Nature’s system can be brutal at times but it also provides and the evolutionary change of the Red Jungle Fowl is prime example of how. The evolution of the Jungle Fowl into a much larger bird that cannot live as long and neither survive by itself while providing for what is needed from it has saved many a species from heading down the road to extinction. We’ve domesticated other birds but none else took the evolutionary route of the Chicken. Ducks and Peacocks are found in the same forests that the Red Jungle Fowl roams in and these species have been domesticated as well. Yet none of them have evolved into a parallelly existing species like the Chicken and Red Jungle Fowl. Both are now distinct species with different strengths and different purposes. The Chicken has evolved as fodder for humans and the Red Jungle Fowl is all the more better for it as are all Pheasants and ground dwelling animals if you actually think about it given the sheer explosion of the Human population.
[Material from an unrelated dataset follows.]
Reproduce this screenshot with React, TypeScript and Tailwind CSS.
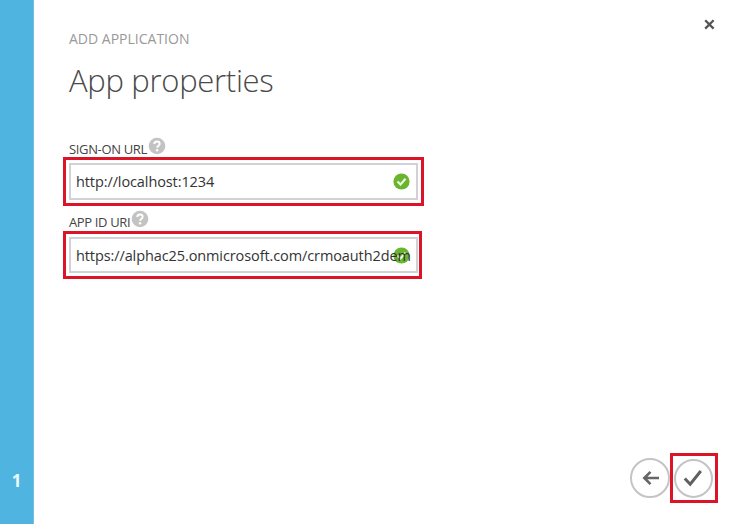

All of us people gotta eat and Mother Nature handed us the solution to our protein requirement problem as she always has with most of our problems. Now, naysayers may say that nature had nothing to do with domestication and it was all human ingenuity but there again they fail to realize that Man is a part of nature as well. Every intelligence and idea on this planet is natural. We cannot go and visit nature because we are all Nature whether we like it or not and that’s the bottom line that so many of us just cannot grasp.
The Red Jungle Fowl has given us a sub species that’s pretty much kept us alive and we all should be eternally thankful to this bird for it and yet we dismiss it because it looks common. Pretty ungrateful if you ask me but then these facts are sadly not taught in our education system as they should be in my opinion. Personally, Im still waiting to catch a few pictures of these gorgeous birds out in their breeding plumage, in good light and up on an elevation for a while now. It’s too bad that most forest trails aren’t usually that way but one can hope. Ill’ let you know if I manage score those beauties for sure.